Dataset excerpt |
--------------------------------
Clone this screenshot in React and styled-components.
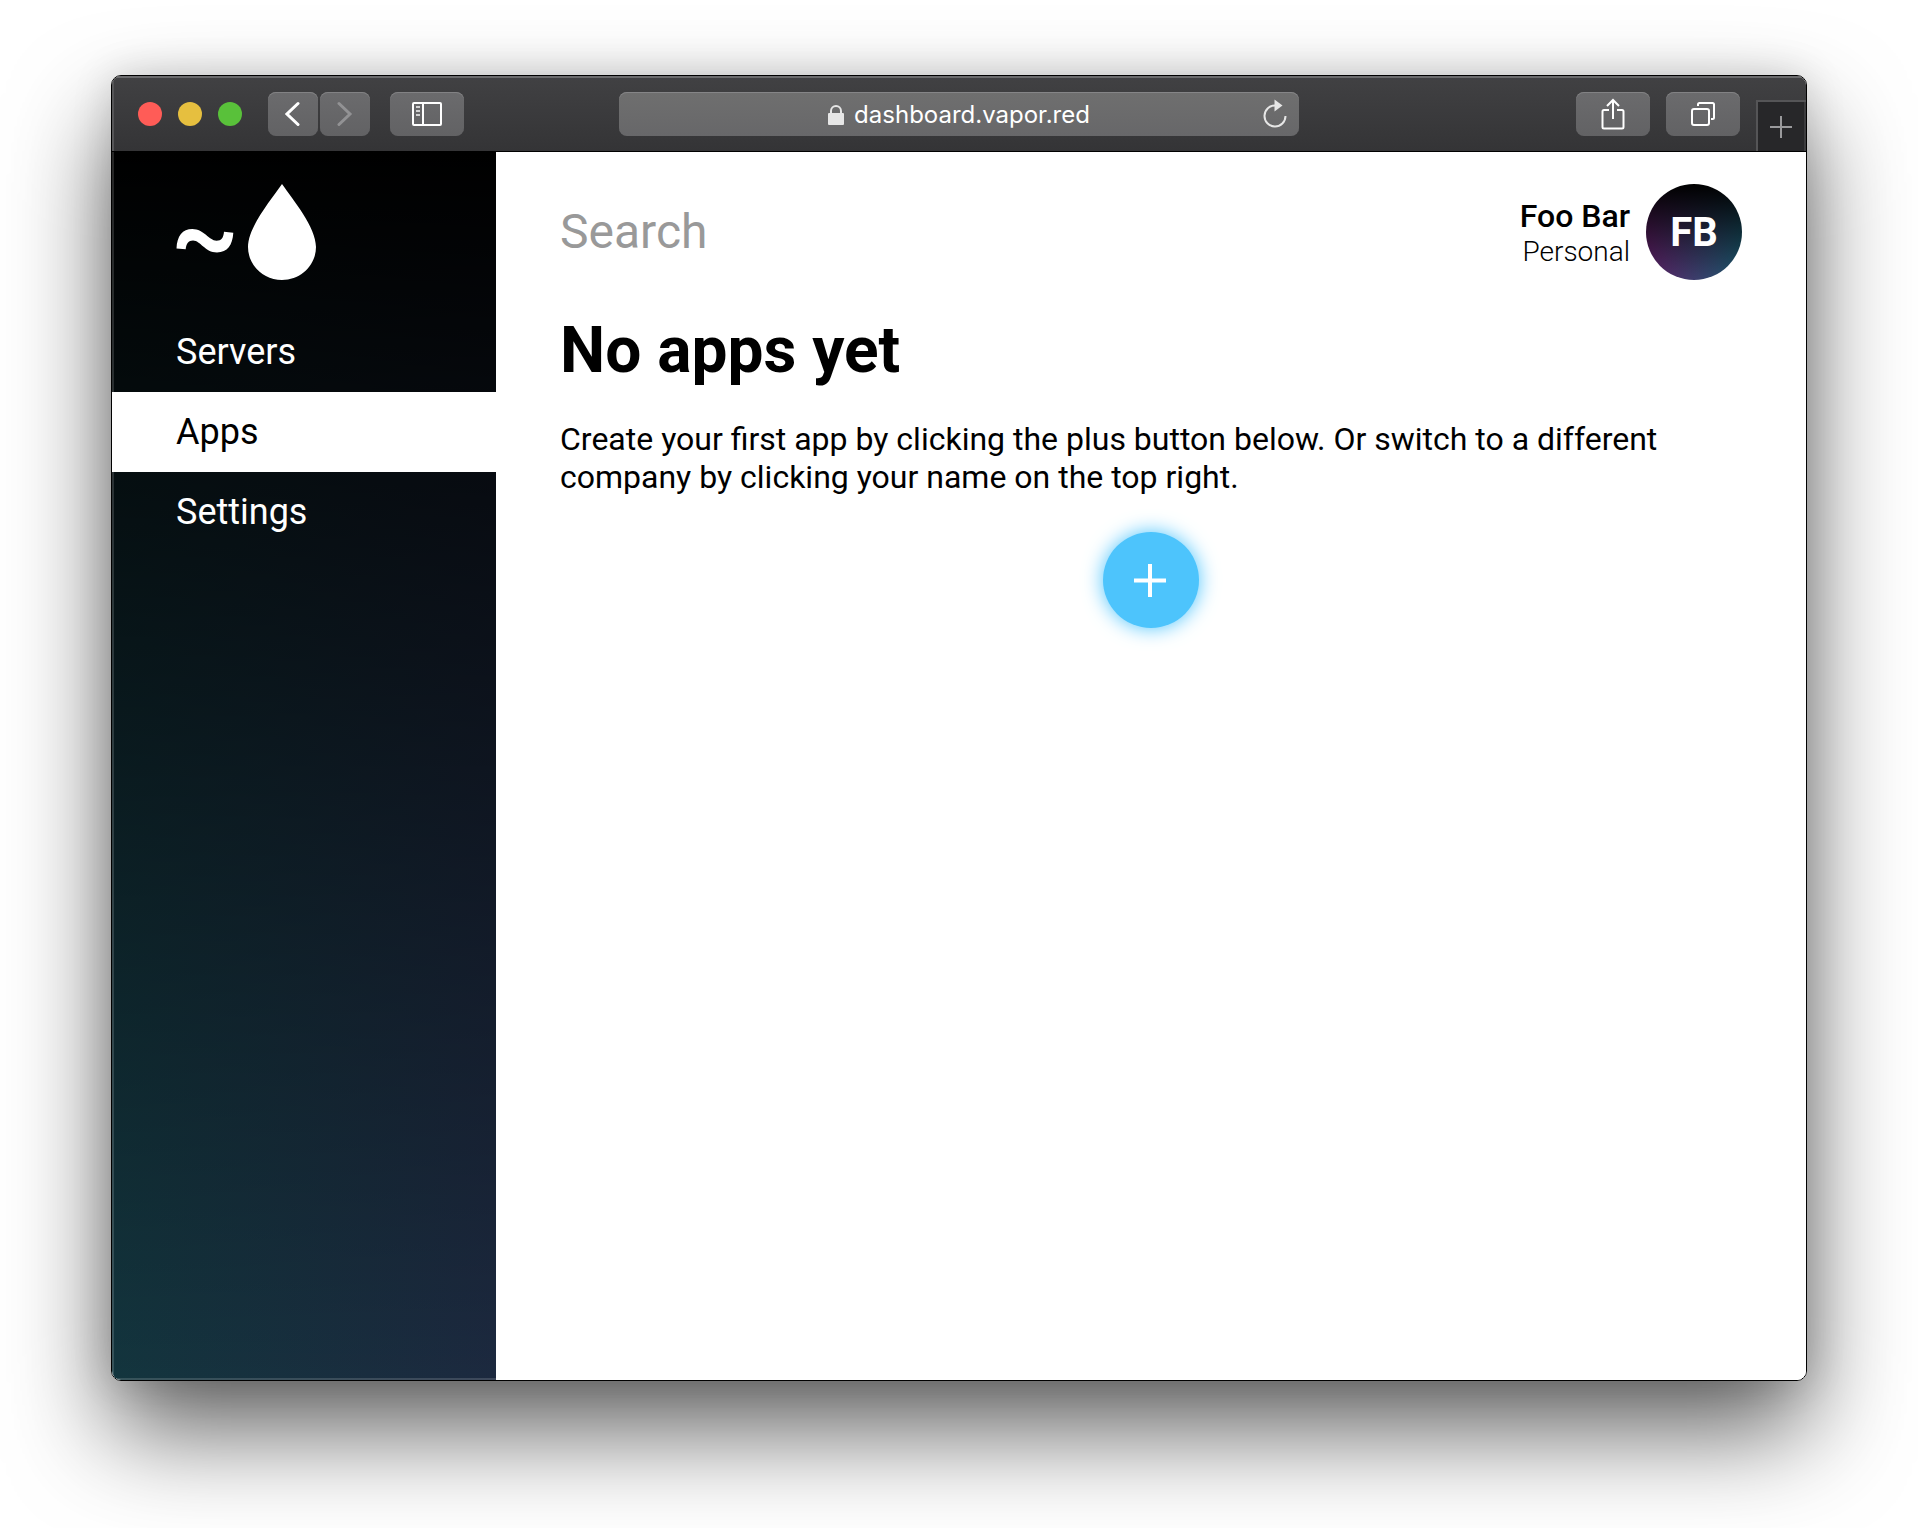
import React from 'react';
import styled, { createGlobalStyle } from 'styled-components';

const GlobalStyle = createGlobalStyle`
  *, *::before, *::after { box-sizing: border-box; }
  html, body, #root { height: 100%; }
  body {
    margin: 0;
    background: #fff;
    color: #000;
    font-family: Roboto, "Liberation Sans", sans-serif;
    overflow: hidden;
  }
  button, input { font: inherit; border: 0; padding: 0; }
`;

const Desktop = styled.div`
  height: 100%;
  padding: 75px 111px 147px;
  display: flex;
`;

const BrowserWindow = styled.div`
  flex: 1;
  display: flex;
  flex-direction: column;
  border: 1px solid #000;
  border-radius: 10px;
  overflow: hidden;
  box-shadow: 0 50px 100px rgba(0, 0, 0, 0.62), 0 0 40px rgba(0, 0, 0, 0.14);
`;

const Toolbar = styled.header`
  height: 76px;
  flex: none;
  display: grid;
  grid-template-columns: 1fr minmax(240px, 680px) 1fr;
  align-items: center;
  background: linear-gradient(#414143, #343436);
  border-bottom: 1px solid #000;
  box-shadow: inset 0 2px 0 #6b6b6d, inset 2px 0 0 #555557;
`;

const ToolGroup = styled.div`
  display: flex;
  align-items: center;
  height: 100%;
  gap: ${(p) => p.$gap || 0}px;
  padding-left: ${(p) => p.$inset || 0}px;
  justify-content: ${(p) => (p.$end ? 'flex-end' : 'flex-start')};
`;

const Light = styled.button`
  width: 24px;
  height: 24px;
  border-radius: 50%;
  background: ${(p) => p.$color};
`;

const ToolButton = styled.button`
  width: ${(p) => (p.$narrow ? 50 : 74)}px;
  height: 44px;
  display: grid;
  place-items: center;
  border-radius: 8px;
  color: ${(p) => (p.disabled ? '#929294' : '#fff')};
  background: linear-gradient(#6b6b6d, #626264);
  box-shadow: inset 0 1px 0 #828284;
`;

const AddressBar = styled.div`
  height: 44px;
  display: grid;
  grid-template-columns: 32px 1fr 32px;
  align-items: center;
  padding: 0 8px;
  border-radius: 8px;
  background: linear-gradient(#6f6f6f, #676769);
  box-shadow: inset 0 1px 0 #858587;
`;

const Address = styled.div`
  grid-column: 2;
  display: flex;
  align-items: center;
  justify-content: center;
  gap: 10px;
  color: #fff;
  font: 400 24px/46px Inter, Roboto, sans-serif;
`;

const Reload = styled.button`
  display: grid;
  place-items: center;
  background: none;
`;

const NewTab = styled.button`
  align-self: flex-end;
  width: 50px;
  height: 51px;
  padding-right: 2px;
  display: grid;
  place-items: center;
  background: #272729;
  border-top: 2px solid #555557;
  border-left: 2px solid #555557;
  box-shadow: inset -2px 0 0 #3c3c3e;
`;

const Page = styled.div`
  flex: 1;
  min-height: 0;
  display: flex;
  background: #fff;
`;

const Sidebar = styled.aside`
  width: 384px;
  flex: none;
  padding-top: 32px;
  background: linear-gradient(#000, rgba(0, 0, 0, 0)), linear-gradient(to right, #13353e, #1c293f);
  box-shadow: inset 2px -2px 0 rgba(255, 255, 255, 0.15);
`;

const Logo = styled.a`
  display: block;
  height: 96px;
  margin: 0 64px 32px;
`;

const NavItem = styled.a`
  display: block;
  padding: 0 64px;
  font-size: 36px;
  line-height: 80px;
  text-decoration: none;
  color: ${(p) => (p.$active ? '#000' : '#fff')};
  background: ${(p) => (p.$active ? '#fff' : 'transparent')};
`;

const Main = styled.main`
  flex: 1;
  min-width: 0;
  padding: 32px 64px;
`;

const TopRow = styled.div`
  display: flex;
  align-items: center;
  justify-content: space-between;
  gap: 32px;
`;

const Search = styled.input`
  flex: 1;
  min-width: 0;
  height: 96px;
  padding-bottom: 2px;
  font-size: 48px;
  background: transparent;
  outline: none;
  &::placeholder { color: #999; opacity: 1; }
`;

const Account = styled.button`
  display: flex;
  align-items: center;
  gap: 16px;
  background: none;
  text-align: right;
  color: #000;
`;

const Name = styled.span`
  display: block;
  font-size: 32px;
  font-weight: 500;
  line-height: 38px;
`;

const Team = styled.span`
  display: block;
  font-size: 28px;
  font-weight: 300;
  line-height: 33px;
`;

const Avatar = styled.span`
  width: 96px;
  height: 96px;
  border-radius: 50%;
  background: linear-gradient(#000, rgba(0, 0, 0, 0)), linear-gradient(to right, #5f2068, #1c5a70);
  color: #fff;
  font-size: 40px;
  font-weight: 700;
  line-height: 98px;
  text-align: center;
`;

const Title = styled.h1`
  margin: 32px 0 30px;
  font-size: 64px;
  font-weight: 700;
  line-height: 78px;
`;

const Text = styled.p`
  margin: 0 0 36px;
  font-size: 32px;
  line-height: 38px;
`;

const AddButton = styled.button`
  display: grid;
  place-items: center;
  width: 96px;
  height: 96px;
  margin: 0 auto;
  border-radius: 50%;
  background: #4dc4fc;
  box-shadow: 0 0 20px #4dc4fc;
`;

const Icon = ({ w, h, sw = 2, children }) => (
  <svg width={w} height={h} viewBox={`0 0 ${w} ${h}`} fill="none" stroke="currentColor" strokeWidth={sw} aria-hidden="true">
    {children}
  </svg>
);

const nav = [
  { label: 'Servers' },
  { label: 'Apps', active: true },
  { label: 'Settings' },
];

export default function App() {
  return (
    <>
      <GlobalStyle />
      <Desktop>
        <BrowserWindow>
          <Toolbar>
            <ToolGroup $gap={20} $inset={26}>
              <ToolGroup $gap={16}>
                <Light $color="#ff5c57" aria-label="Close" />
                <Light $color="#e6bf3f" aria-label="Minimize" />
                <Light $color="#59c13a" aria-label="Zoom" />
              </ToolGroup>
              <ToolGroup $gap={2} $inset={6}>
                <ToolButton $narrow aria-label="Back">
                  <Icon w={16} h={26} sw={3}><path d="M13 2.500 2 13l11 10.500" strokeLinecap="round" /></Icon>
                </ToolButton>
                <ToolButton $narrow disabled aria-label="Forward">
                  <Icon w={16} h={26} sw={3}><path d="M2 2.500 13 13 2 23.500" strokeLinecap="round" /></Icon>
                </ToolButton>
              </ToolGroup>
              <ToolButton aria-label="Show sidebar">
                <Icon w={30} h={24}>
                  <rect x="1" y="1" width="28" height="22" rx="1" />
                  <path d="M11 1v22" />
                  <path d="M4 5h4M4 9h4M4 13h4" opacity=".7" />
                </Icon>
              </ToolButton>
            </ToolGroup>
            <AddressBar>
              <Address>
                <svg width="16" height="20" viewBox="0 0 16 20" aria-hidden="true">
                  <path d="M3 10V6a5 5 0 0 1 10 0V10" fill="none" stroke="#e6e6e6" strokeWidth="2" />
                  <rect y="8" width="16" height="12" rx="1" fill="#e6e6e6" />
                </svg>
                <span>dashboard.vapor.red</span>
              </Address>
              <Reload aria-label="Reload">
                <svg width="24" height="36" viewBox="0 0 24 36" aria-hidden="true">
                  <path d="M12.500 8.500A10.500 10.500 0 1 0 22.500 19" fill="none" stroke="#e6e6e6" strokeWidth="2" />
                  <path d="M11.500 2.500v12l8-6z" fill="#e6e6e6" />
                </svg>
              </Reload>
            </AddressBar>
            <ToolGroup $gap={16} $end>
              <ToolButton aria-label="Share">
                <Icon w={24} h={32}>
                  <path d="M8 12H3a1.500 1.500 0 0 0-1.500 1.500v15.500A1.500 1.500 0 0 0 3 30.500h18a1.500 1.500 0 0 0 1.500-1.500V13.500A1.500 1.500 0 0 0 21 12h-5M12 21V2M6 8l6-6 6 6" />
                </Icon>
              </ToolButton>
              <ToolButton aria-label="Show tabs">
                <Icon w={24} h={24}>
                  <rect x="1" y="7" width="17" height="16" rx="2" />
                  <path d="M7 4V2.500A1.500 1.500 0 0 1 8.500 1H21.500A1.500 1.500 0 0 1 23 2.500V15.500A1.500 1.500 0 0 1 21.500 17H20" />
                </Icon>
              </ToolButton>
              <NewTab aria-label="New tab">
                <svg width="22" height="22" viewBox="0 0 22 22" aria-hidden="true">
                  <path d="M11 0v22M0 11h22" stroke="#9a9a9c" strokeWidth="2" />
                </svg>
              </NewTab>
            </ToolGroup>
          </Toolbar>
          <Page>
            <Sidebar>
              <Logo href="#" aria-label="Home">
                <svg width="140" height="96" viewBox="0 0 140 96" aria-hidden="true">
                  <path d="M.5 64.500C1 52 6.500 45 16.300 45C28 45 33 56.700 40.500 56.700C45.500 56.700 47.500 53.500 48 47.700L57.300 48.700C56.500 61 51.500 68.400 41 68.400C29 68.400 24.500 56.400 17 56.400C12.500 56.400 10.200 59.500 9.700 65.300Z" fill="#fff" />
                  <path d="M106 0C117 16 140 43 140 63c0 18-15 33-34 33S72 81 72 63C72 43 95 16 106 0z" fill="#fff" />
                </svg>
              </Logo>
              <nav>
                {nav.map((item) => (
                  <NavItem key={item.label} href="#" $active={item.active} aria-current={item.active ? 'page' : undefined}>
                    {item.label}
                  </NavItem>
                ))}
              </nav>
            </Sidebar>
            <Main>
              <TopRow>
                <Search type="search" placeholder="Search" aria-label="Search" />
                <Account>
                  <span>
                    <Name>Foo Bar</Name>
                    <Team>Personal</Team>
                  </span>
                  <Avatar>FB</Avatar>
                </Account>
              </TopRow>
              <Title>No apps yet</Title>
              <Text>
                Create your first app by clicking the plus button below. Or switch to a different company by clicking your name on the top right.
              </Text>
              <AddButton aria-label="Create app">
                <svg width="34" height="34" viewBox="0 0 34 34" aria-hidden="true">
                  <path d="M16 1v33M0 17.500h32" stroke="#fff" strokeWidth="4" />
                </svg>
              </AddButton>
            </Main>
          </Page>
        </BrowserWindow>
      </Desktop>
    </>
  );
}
--------------------------------
What to do |
Return every line containing "components".

The reply |
Clone this screenshot in React and styled-components.
import styled, { createGlobalStyle } from 'styled-components';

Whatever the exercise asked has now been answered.